Democratic congressman Jamie Raskin, one of the authors of the impeachment article, read the charges on the Senate floor.

"[He] has acted in a manner grossly incompatible with self-governance and the rule of law," he told the chamber.

"Donald John Trump thus warrants impeachment and trial, removal from office, and disqualification to hold and enjoy any office of honor, trust, or profit under the United States."

The Senate trial is to begin the week of February 8, to allow the chamber to focus on confirming Joe Biden's Cabinet and to give Mr Trump's lawyers time to prepare their defence.

Offering his opinion on the proceedings for the first time since he became president, Mr Biden admitted that is was doubtful enough Republicans would join Democrats to convict his predecessor.

"The Senate has changed since I was there, but it hasn't changed that much," he told CNN.

However, Mr Biden said he believed the trial "had to happen" and there would be "a worse effect if it didn't happen", in comments that will please Democrats in Congress.

The trial will be carried out with Democratic impeachment managers from the House serving as prosecutors and Mr Trump's lawyers delivering his defence.

Senators will serve as the jury and will vote to convict or acquit Mr Trump at the trial's conclusion.

The US Supreme Court Chief Justice John Roberts presided over Mr Trump’s previous Senate trial – which ended with his acquittal – but this time the Senate president pro tempore will president over the proceedings.

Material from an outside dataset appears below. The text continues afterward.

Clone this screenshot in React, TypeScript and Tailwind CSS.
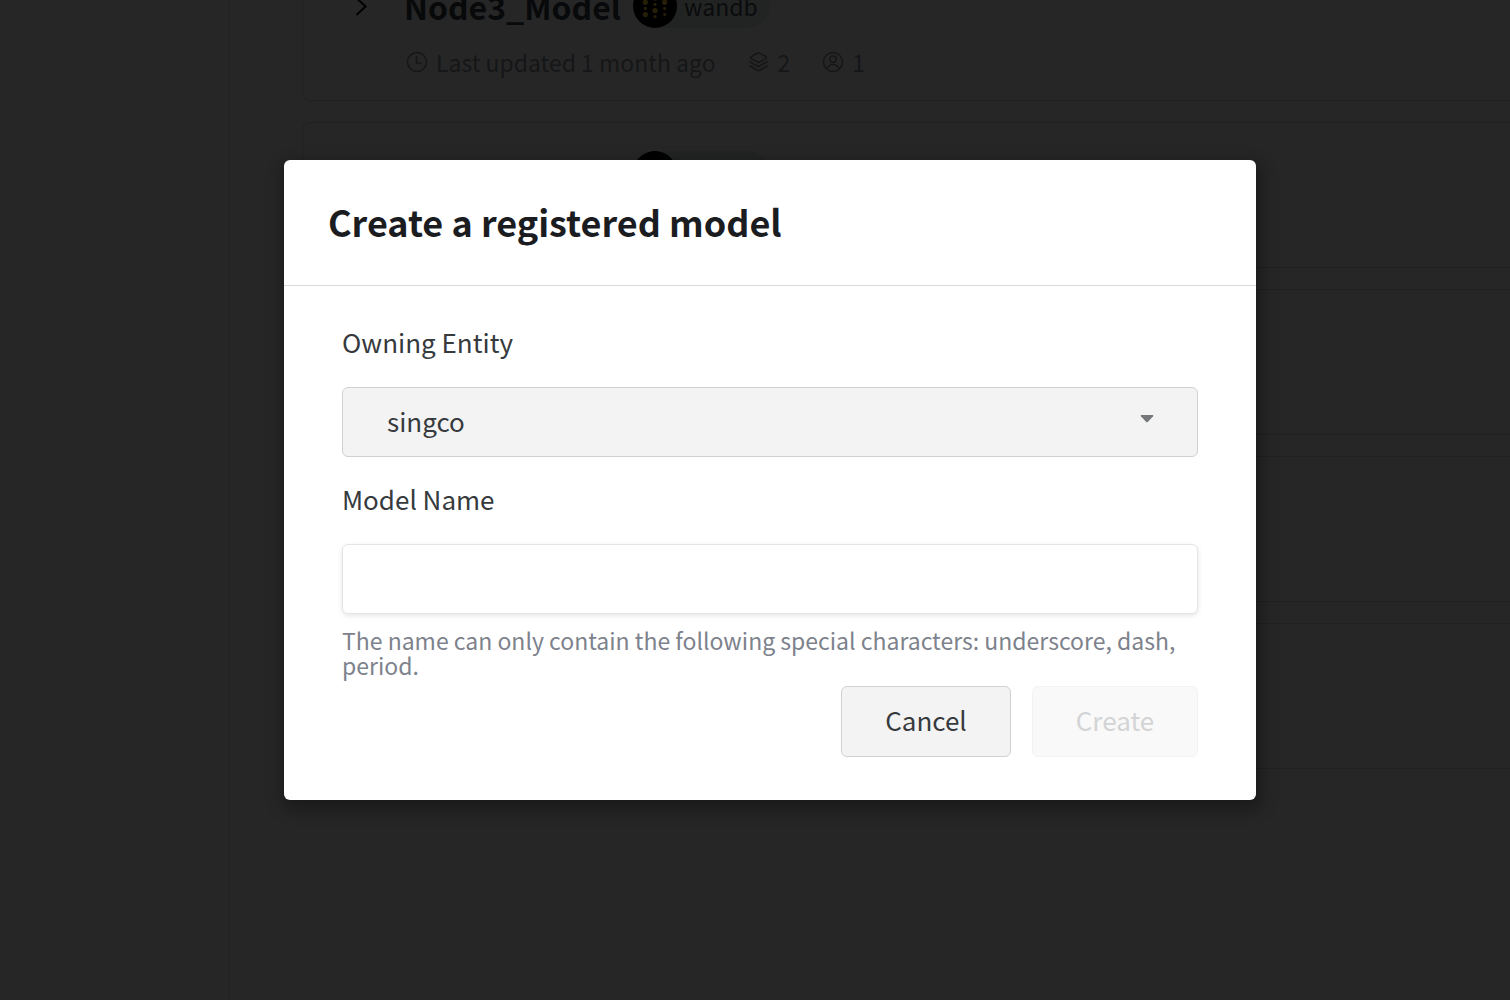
import { useState } from "react";

type Model = { id: number; name?: string; team?: string; updated?: string; versions?: number; members?: number };

const models: Model[] = [
  { id: 1, name: "Node3_Model", team: "wandb", updated: "1 month ago", versions: 2, members: 1 },
  { id: 2 },
  { id: 3 },
  { id: 4 },
  { id: 5 },
];

function WandbLogo() {
  return (
    <svg viewBox="0 0 44 44" className="relative z-10 size-11 shrink-0" aria-hidden="true">
      <circle cx="22" cy="22" r="22" fill="#000" />
      <g fill="#ffcc33">
        <circle cx="12.3" cy="12.3" r="1.6" />
        <circle cx="12.3" cy="18.3" r="2.6" />
        <circle cx="12.3" cy="24.4" r="1.6" />
        <circle cx="12.3" cy="30.6" r="2.6" />
        <circle cx="22" cy="14" r="2.6" />
        <circle cx="22" cy="20.4" r="1.6" />
        <circle cx="22" cy="26.6" r="2.6" />
        <circle cx="22" cy="32.6" r="1.6" />
        <circle cx="31.7" cy="12.3" r="1.6" />
        <circle cx="31.7" cy="18.3" r="2.6" />
        <circle cx="31.7" cy="24.4" r="1.6" />
        <circle cx="31.7" cy="30.6" r="1.6" />
      </g>
    </svg>
  );
}

function ClockIcon() {
  return (
    <svg viewBox="0 0 22 22" className="size-[22px]" fill="none" stroke="currentColor" strokeWidth="1.6" aria-hidden="true">
      <circle cx="11" cy="11" r="9.5" />
      <path d="M10.5 5v7h5" />
    </svg>
  );
}

function LayersIcon() {
  return (
    <svg viewBox="0 0 22 22" className="size-[22px]" fill="none" stroke="currentColor" strokeWidth="1.6" strokeLinejoin="round" strokeLinecap="round" aria-hidden="true">
      <path d="M9.7 2 Q10.5 1.6 11.3 2 L18 5.8 Q19.3 6.6 18 7.4 L11.3 11.2 Q10.5 11.6 9.7 11.2 L3 7.4 Q1.7 6.6 3 5.8 Z" />
      <path d="M1.8 10.7 L9.7 15.2 Q10.5 15.6 11.3 15.2 L19.2 10.7" />
      <path d="M1.8 14.8 L9.7 19.5 Q10.5 20 11.3 19.5 L19.2 14.8" />
    </svg>
  );
}

function UserIcon() {
  return (
    <svg viewBox="0 0 22 22" className="size-[22px]" fill="none" stroke="currentColor" strokeWidth="1.6" aria-hidden="true">
      <circle cx="11" cy="11" r="9.5" />
      <circle cx="11" cy="8.2" r="3.2" />
      <path d="M4.8 18.2c1-3.2 3.3-4.7 6.2-4.7s5.200 1.500 6.200 4.700" />
    </svg>
  );
}

function ModelCard({ model }: { model: Model }) {
  return (
    <article className="flex h-[146px] rounded-l-lg border border-r-0 border-[#dcdcdc] bg-white pt-7 pl-11">
      <button type="button" aria-label="Expand model" className="flex h-11 w-7 items-center justify-center text-black">
        <svg viewBox="0 0 14 20" className="h-5 w-3.5" fill="none" stroke="currentColor" strokeWidth="2" aria-hidden="true">
          <path d="M2.500 2l9 8.500L2.500 19" />
        </svg>
      </button>
      <div className="flex flex-col gap-[18px] pl-[29px]">
        <div className="flex items-center gap-3">
          <h2 className="min-w-[217px] text-[32px] leading-[44px] font-bold text-[#363c44]">{model.name}</h2>
          <div className="flex items-center">
            <WandbLogo />
            <span className="-ml-8 flex h-11 min-w-[125px] items-center rounded-full bg-[#e4f0f0] pr-3 pl-[39px] text-[23px] leading-[44px] text-[#464c54]">
              {model.team}
            </span>
          </div>
        </div>
        {model.updated && (
          <div className="flex h-8 items-center gap-8 pl-0.5 text-[23px] leading-8 text-[#8e949e]">
            <span className="flex items-center gap-2">
              <ClockIcon />
              Last updated {model.updated}
            </span>
            <span className="flex items-center gap-2">
              <LayersIcon />
              {model.versions}
            </span>
            <span className="flex items-center gap-2">
              <UserIcon />
              {model.members}
            </span>
          </div>
        )}
      </div>
    </article>
  );
}

export default function App() {
  const [entity, setEntity] = useState("singco");
  const [name, setName] = useState("");

  return (
    <div className="relative h-screen overflow-hidden bg-white font-['Noto_Sans_CJK_SC','Noto_Sans',sans-serif]">
      <div className="flex h-full" inert>
        <aside className="w-[230px] shrink-0 border-r border-[#e4e4e4] bg-white" />
        <main className="min-w-0 flex-1 bg-[#fafafa] pl-[72px]">
          <div className="-mt-[45px] flex flex-col gap-[21px]">
            {models.map((m) => (
              <ModelCard key={m.id} model={m} />
            ))}
          </div>
        </main>
      </div>

      <div className="absolute inset-0 z-20 flex items-start justify-center bg-black/85 pt-40 pl-[30px]">
        <section
          role="dialog"
          aria-modal="true"
          aria-labelledby="dialog-title"
          className="w-[972px] rounded-md bg-white shadow-[2px_6px_16px_4px_rgba(0,0,0,0.3)]"
        >
          <header className="border-b border-[#d9dadb] px-11 pt-[33px] pb-9">
            <h1 id="dialog-title" className="text-[36px] leading-[56px] font-bold text-[#1b1c1f]">
              Create a registered model
            </h1>
          </header>
          <form className="flex flex-col px-[58px] pt-9 pb-[43px] text-[26px] text-[#363a3d]" onSubmit={(e) => e.preventDefault()}>
            <label htmlFor="entity" className="leading-10">
              Owning Entity
            </label>
            <div className="relative mt-[25px]">
              <select
                id="entity"
                value={entity}
                onChange={(e) => setEntity(e.target.value)}
                className="block h-[70px] w-full appearance-none rounded-md border border-[#cfd0d1] bg-[#f3f3f3] px-11 pb-0.5 leading-10"
              >
                <option value="singco">singco</option>
              </select>
              <svg viewBox="0 0 14 8" className="pointer-events-none absolute top-7 right-11 h-2 w-3.5" fill="#76777a" aria-hidden="true">
                <path d="M1.2 0h11.6q1 .3.3 1.2L8 6.8q-1 1-2 0L.9 1.2Q.2.3 1.2 0Z" />
              </svg>
            </div>
            <label htmlFor="model-name" className="mt-[22px] leading-10">
              Model Name
            </label>
            <input
              id="model-name"
              type="text"
              value={name}
              onChange={(e) => setName(e.target.value)}
              aria-describedby="name-hint"
              className="mt-[25px] h-[70px] rounded-md border border-[#e4e5e9] bg-white px-5 shadow-[0_2px_5px_rgba(0,0,0,0.1)]"
            />
            <p id="name-hint" className="mt-3.5 text-[23px] leading-[25px] text-[#7d828c]">
              The name can only contain the following special characters: underscore, dash, period.
            </p>
            <div className="mt-2 flex justify-end gap-[21px]">
              <button type="button" className="h-[71px] w-[170px] rounded-md border border-[#cfd0d1] bg-[#f3f3f3] pb-1">
                Cancel
              </button>
              <button
                type="submit"
                disabled={name === ""}
                className="h-[71px] w-[166px] rounded-md border border-[#cfd0d1] bg-[#f3f3f3] pb-1 disabled:border-[#f3f3f3] disabled:bg-[#f9f9f9] disabled:text-[#d3d4d5]"
              >
                Create
              </button>
            </div>
          </form>
        </section>
      </div>
    </div>
  );
}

The president pro tempore is the senior senator of the party with the majority in the Senate, currently the Democrats. Patrick Leahy, 80, who was elected to the Senate in 1974, holds the position.

If Mr Trump is convicted, the Senate could vote to bar him from holding public office again, effectively ruling out a second run for the White House.

Facing his second impeachment trial in two years, Mr Trump has appointed Butch Bowers, a lawyer from South Carolina, to represent him after members of his past legal teams indicated they would not join the new effort.

The former president is at a disadvantage compared to his first trial, in which he had the full resources of the White House counsel's office to defend him.

Unlike his first impeachment, Mr Trump's second impeachment on January 13 was by a bipartisan vote in the House, with 10 Republican congressmen joining the Democrats.

Several Republican senators have also indicated they may vote to convict the former president after his upcoming trial.

However, Democrats would need the support of at least 17 Republicans to convict Mr Trump - a very high bar.

The length of the trial, which will be determined by the length of questions and whether witnesses are called, is still an open question.

Mr Trump's last impeachment trial lasted 21 days but senators have privately suggested the upcoming trial will be shorter.